Mimir - Streaming operators classification with artificial neural networks
Paper in proceedings, 2019
Streaming applications are used for analysing large volumes of continuous data. Achieving efficiency and effectiveness in data streaming imply challenges that gen all the more important when different parties (i) define applications' semantics, (ii) choose the stream Processing Engine (SPE) to use, and (iii) provide the processing infrastructure (e.g., cloud or fog), and when one party's decisions (e.g., how to deploy applications or when to trigger adaptive reconfigurations) depend on information held by a distinct one (and possibly hard to retrieve). In this context, machine learning can bridge the involved parties (e.g., SPEs and cloud providers) by offering tools that learn from the behavior of streaming applications and help take decisions. Such a tool, the focus of our ongoing work, can be used to learn which operators are run by a streaming application running in a certain SPE, without relying on the SPE itself to provide such information.

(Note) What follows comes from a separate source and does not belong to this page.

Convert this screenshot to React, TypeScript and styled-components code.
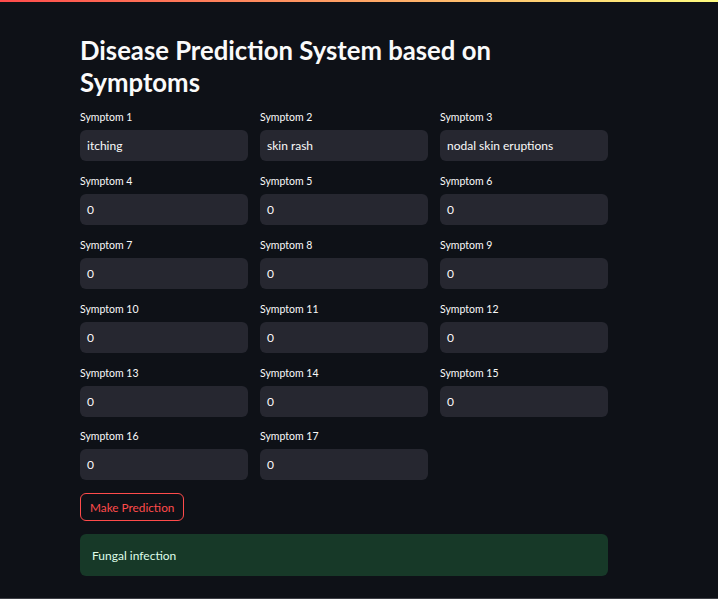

More concretely, to classify the type of operator based on a desired level of granularity (from a coarse-grained characterization into stateless/stateful, to a fine-grained operator classification) based on general application-related metrics. As an example application, this tool could help a Cloud provider decide which infrastructure to assign to a certain streaming application (run by a certain SPE), based on the type (and thus cost) of its operators.